Friday, January 11, 2013

CSS Alabama Sinks the USS Hatteras

CSS Alabama

The CSS Alabama, a commerce raider, had been launched from England in May of 1862 and in the months that followed Captain Raphel Semmes, her commander, had been successful in capturing many Union merchant vessels, but he and his crew had not yet seen combat. That would change 150 years ago today, in the encounter with the USS Hatteras.
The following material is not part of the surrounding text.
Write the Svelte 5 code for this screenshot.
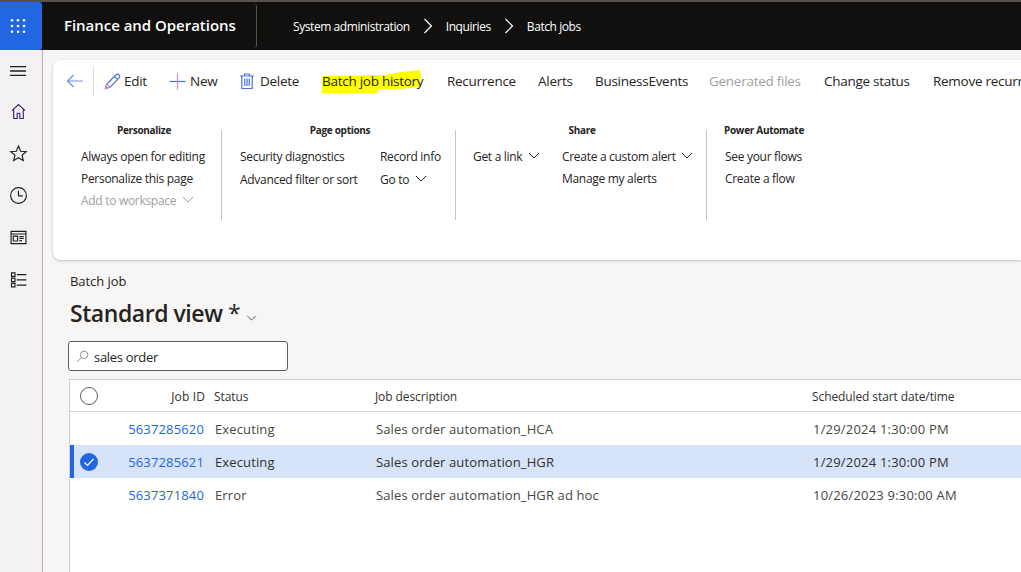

USS Hatteras vs CSS Alabama
The Hatteras, a 5 gun steamer, was on blockade duty of Galveston when a sail was sighted about 3:00 pm. Her captain, Homer C. Blake, gave chase. The Alabama had succeeded in luring the Hatteras away from the other ships of the blockade. After a twenty mile chase the Hatteras drew near the Alabama. The Yankee ship demanded that the unknown ship identify itself. The southerners called out the HMS Spitfire to confuse the Union, but just as a launch filled with Union sailors pushed off to board the Alabama, the Confederates shouted out, “We're the CSS Alabama!” Lowering the Union Jack and raising the Stars and Bars, they fired a heavy broadside directly into the port side of the Hatteras. The surprised Union sailors soon returned fire.
Hatteras sinking
Outgunned more than two to one, the Union vessel had little chance. After exchanging broadsides for thirteen minutes, the sinking Hatteras fired a signal gun in token of surrender. Semmes sent out his boats to recover the Union crew, and just after the last boat pulled away the Hatteras sank, 45 minutes after the action began. Two Union sailors were killed and five wounded. 118 were captured, six having been able to secure a boat and escape onto shore. The Alabama successfully evaded the consorts of the Hatteras, and continued on in a glorious career until her fight with the USS Kearsarge of Cherbourg, France.